Obvious, but not well understood. 


The educator’s dilemma

When and how schools should embrace poverty relief | Christensen Institute
http://www.christenseninstitute.org/publications/the-educators-dilemma/
(via Instapaper)

The educator’s dilemma

EXECUTIVE SUMMARY

For decades, school reformers and poverty relief advocates have argued about 
what it takes to close the achievement gap. Some scholars, like Abigail and 
Stephen Thernstrom, argue that school-based interventions are the most 
promising solution. Others, like Richard Rothstein, argue that schools are not 
the most efficient platform for fighting the effects of poverty and that 
society could better help low-income students succeed in school by spending 
scarce dollars on programs that target children’s health and well-being.

With the aid of sound theory, the theory of interdependence and modularity, we 
can see that both sides are right—and that both are also wrong.

Insights from the theory of interdependence and modularity

The theory of interdependence and modularity shows that:

When an organization must improve to serve more demanding and challenging users 
who are underserved by existing options;
and the way the parts within the given system interact are not yet well 
understood and are therefore unpredictably interdependent;
the organization must integrate to control every critical component of the 
system in order to make any part of the system function.
When there are no unpredictable interdependencies in the design of the 
service’s parts, organizations can use a modular architecture;
modular parts fit and work together in well-understood, crisply codified ways 
and can be developed in independent work groups or by different organizations 
working at arm’s length.
In other words, when driving toward greater performance with moving parts that 
are unpredictably interdependent, in order to do anything, the organization 
must do nearly everything.

For schools, this means that to help low-income students who are underserved by 
existing schooling options succeed academically, they must integrate backward 
in an interdependent way into the nonacademic realms of low-income children’s 
lives. This approach heeds the wisdom of both the Thernstroms and Rothstein but 
in contexts that neither imagined.

Education institutions that are integrating backward

The conundrum the U.S. education system faces is that society is asking it to 
deliver breakthrough academic results for the highest need students, but in a 
world in which we don’t understand the precise solutions that can drive these 
outcomes. We have constrained our ability to succeed by structuring the school 
system in a modular, rather than an interdependent, manner.

There is hope though. Over the past decade, several educational institutions 
serving low-income students have begun to attack the effects of poverty by 
integrating beyond schools’ traditional academic domain to embrace the sorts of 
supports—mental health services, pediatric care, and mentoring, to name a 
few—for which poverty relief advocates have long called.

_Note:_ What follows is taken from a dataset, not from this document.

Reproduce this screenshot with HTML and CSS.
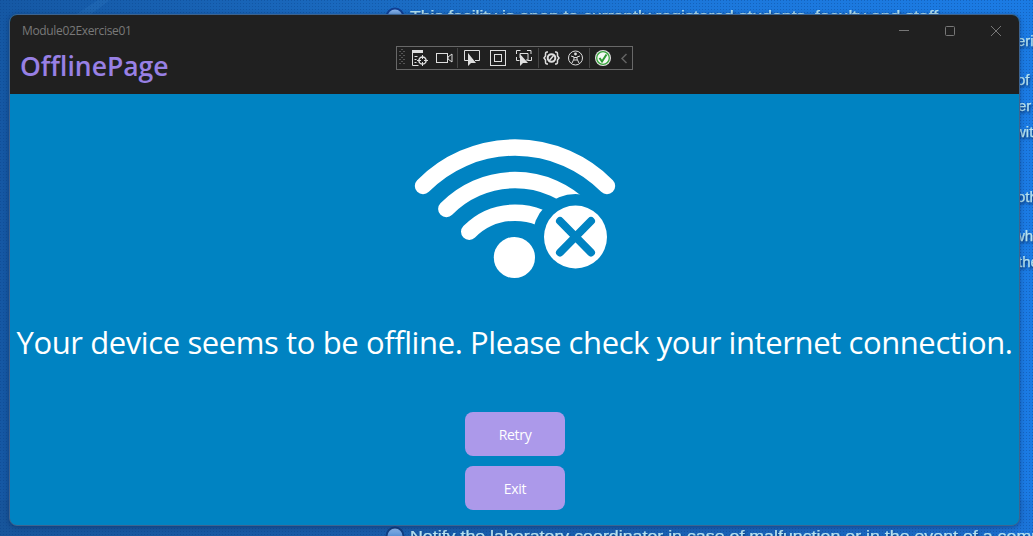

The paper profiles four of these efforts in:

KIPP
Community schools
Harlem Children’s Zone
The SEED schools
Studying these institutions’ different approaches to integrating backward, 
whether and how they do so to drive academic outcomes, and the level of 
interdependence in their architecture helps explain their different levels of 
success in driving student outcomes. Analyzing their efforts offers two key 
lessons:

Merely integrating backward to offer wraparound services with outside providers 
in a modular fashion is not enough to help low-income students succeed 
academically; the architecture must be interdependent so that the school can 
control the balance, mix, and type of services offered to each student.
The success of these models appears to turn on the end goal around which they 
are integrating; if addressing the achievement gap is not the driving force 
that causes a school to integrate backward, such that all the services offered 
are deployed to achieve this goal, then we are unlikely to see dramatic changes 
in academic results for low-income students.
Looking ahead: A flip to a modular world

Today, schools must integrate backward in an interdependent way in order to 
drive breakthrough results for the most demanding students. A key criticism is 
that it is costly for school systems to integrate into nonacademic realms. The 
theory of interdependence and modularity, however, shows that the costs of not 
integrating are in fact higher to society; they are just hidden from the 
financial statements of any one organization. The theory also predicts that, 
over time, as integrated schools start to succeed in serving low-income 
students and we gain a clear sense of the causal mechanisms that lead to this 
success, the education system will modularize, which will in turn create 
greater efficiencies.

In education, however, we are attempting to short circuit this process by 
operating in a modular manner, despite the fact that we have not achieved 
breakthrough results for the highest need populations at scale.